Welcome! I really enjoy exchanging information with people and love that this blog helps with that. I consider much of my research as a work in progress, so please let me know if you have conflicting information. Some of the surnames I'm researching:

Many old Cape families including Kelley, Eldredge/idge, Howes, Baker, Mayo, Bangs, Snow, Chase, Ryder/Rider, Freeman, Cole, Sears, Wixon, Nickerson.
Many old Plymouth County families including Washburn, Bumpus, Lucas, Cobb, Benson.
Johnson (England to MA)
Corey (Correia?) (Azores to MA)
Booth, Jones, Taylor, Heatherington (N. Ireland to Quebec)
O'Connor (Ireland to MA)
My male Mayflower ancestors (only first two have been submitted/approved by the Mayflower Society):
Francis Cooke, William Brewster, George Soule, Isaac Allerton, John Billington, Richard Warren, Peter Browne, Francis Eaton, Samuel Fuller, James Chilton, John Tilley, Stephen Hopkins, and John Howland.
Female Mayflower ancestors: Mary Norris Allerton, Eleanor Billington, Mary Brewster, Mrs. James Chilton, Sarah Eaton, and Joan Hurst Tilley.
Child Mayflower ancestors: Giles Hopkins, (possibly) Constance Hopkins, Mary Allerton, Francis Billington, Love Brewster, Mary Chilton, Samuel Eaton, and Elizabeth Tilley.

Sunday, February 14, 2021

Alfred and Mildred (Booth) Rollins: A Love Story


In honor of Valentine's Day, I'm taking a break from my usual blog format to write about my grandparents, Milly (Booth) and Alfred Rollins.  I always think of them on this day because Al was absolutely crazy in love with Milly! Even in their 70s he would call her "my Bride" and "Peach Blossom." She wasn't as open about emotions and would roll her eyes, but she adored him too. He would leave notes and poems for her to find around the house. She kept many of them which I found after she passed away. Below is one of the notes. He wrote better poems, but I love the heart on this one!
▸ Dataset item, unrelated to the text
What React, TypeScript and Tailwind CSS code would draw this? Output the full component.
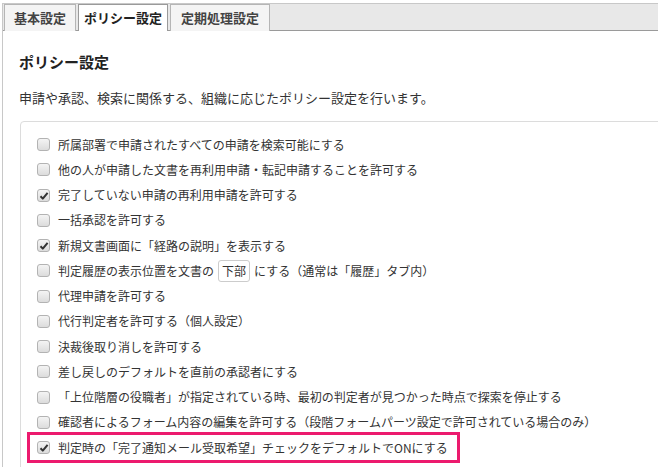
import React from "react";

const font = { fontFamily: '"Noto Sans CJK JP", "Noto Sans", sans-serif' };

function Checkbox({ checked }: { checked?: boolean }) {
  return (
    <span className="relative inline-block w-[13px] h-[13px] shrink-0 rounded-[3px] border border-[#b3b3b3] bg-gradient-to-b from-[#f4f4f4] to-[#dcdcdc]">
      {checked && (
        <svg className="absolute left-[1px] top-[1px]" width="10" height="10" viewBox="0 0 10 10">
          <path d="M1.5 5.2 L3.8 7.6 L8.6 1.8" stroke="#333" strokeWidth="2" fill="none" strokeLinejoin="round" />
        </svg>
      )}
    </span>
  );
}

type Item = { text: React.ReactNode; checked?: boolean; highlight?: boolean };

const items: Item[] = [
  { text: "所属部署で申請されたすべての申請を検索可能にする" },
  { text: "他の人が申請した文書を再利用申請・転記申請することを許可する" },
  { text: "完了していない申請の再利用申請を許可する", checked: true },
  { text: "一括承認を許可する" },
  { text: "新規文書画面に「経路の説明」を表示する", checked: true },
  {
    text: (
      <>
        判定履歴の表示位置を文書の
        <span className="inline-flex items-center h-[22px] mx-[4px] px-[3px] border border-[#ccc] rounded-[3px] bg-white">下部</span>
        にする（通常は「履歴」タブ内）
      </>
    ),
  },
  { text: "代理申請を許可する" },
  { text: "代行判定者を許可する（個人設定）" },
  { text: "決裁後取り消しを許可する" },
  { text: "差し戻しのデフォルトを直前の承認者にする" },
  { text: "「上位階層の役職者」が指定されている時、最初の判定者が見つかった時点で探索を停止する" },
  { text: "確認者によるフォーム内容の編集を許可する（段階フォームパーツ設定で許可されている場合のみ）" },
  { text: "判定時の「完了通知メール受取希望」チェックをデフォルトでONにする", checked: true, highlight: true },
];

export default function App() {
  return (
    <div className="w-[658px] h-[467px] bg-white overflow-hidden pt-[3px] pl-[2px] text-[#333]" style={font}>
      <div className="border-l border-t border-[#c8c8c8] h-full">
        <div className="h-[27px] bg-[#e8e8e8] border-b border-[#9a9a9a] flex items-stretch gap-[2px] pl-px">
          <div className="w-[72px] -mb-px border border-b-0 border-[#b5b5b5] bg-[#f4f4f4] flex items-center justify-center text-[13px] font-bold text-[#444]">
            基本設定
          </div>
          <div className="w-[90px] -mb-px border border-b-0 border-[#9a9a9a] bg-white flex items-center justify-center text-[13px] font-bold text-[#222]">
            ポリシー設定
          </div>
          <div className="w-[100px] -mb-px border border-b-0 border-[#b5b5b5] bg-[#f4f4f4] flex items-center justify-center text-[13px] font-bold text-[#444]">
            定期処理設定
          </div>
        </div>
        <div className="pl-[16px] pt-[21px]">
          <h2 className="text-[15px] leading-[20px] font-bold text-[#222]">ポリシー設定</h2>
          <p className="mt-[17px] text-[13px] leading-[18px]">申請や承認、検索に関係する、組織に応じたポリシー設定を行います。</p>
          <div className="mt-[14px] ml-px w-[700px] h-[400px] border border-[#dcdcdc] rounded-[4px] pt-[10px] pl-[16px]">
            {items.map((it, i) => (
              <div key={i} className="relative h-[25.25px] flex items-center gap-[8px] text-[12px] whitespace-nowrap">
                {it.highlight && (
                  <span className="absolute left-[-10px] top-[-3px] w-[433px] h-[31px] border-[3px] border-[#ec1a6e]" />
                )}
                <Checkbox checked={it.checked} />
                <span className="leading-[18px] flex items-center">{it.text}</span>
              </div>
            ))}
          </div>
        </div>
      </div>
    </div>
  );
}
Milly was born Mildred Louise Booth on 15 May 1917, at West Dennis on Cape Cod, in the family home on Ferry Street built by her great-grandfather Hiram Kelley. Her parents were Wallace and Ethel (Kelley) Booth. As a teenager she married Arthur "Art" Washburn Davis, and they had a son Robert (my dad) in 1934. Their marriage was brief, unhappy, and sometimes violent and they soon divorced. Art did not stay involved in my Dad's life, so I never met him. From all the research I have done, it seems he was a troubled man. Because of him, though, I am descended from a boat load of Mayflower passengers and I had the immense pleasure of meeting his sweet half-sister Dorothy. 

The stars aligned when Milly met Al Rollins, a handsome, sweet, gentle, quiet man with a dry sense of humor. He fell in love with her instantly and grew to love her son. Although he was aware my grandmother could not have any more children, he popped the question and they were married on 22 Jan 1942 in Medford, Middlesex, Massachusetts.

They weren't perfect, but I find I focus mostly on the good things from the past. Although Al wasn't my biological grandfather, he was my grandfather in every sense of the word. They made time spent with them magical for my sister, Beth, and me. They lived on the ocean with their own private beach and it was like heaven on earth. They and my parents were into boating and both of our families always had multiple dogs. Christmas at their home was magical and we were spoiled rotten with presents. 

Al was born Alfred Addison Rollins in Danvers, Essex, Massachusetts, on 06 Apr 1913, to Alfred Rollins and Edith Norris. He served in the Air Force during WWII and signed the papers to adopt my Dad when he was serving overseas. 

Al died at Wareham, Plymouth, Massachusetts on 22 Sept 1991 at age 78 from lung cancer. In nearly every photo I see of him during his more than 2 years serving in WWII, he has a cigarette in his hand. 

Milly died suddenly from a heart attack on 9 Feb 1999 in Onset, Plymouth, Massachusetts at age 81. 

They have been gone a long time, but I think of them often. I was closer to my grandmother than nearly anyone in my life. From her I got my love of the ocean, boating, dogs (I even have 3 dogs like she did), antiques, jewelry, home decor, and all things Christmas. She was tough as nails: she was the one to bait my fishing hook and clean the fish we caught. From my grandfather I get my appreciation of nature and a beautiful yard. They set a wonderful example of what it means to be in a committed, loving relationship and for that I will always be grateful.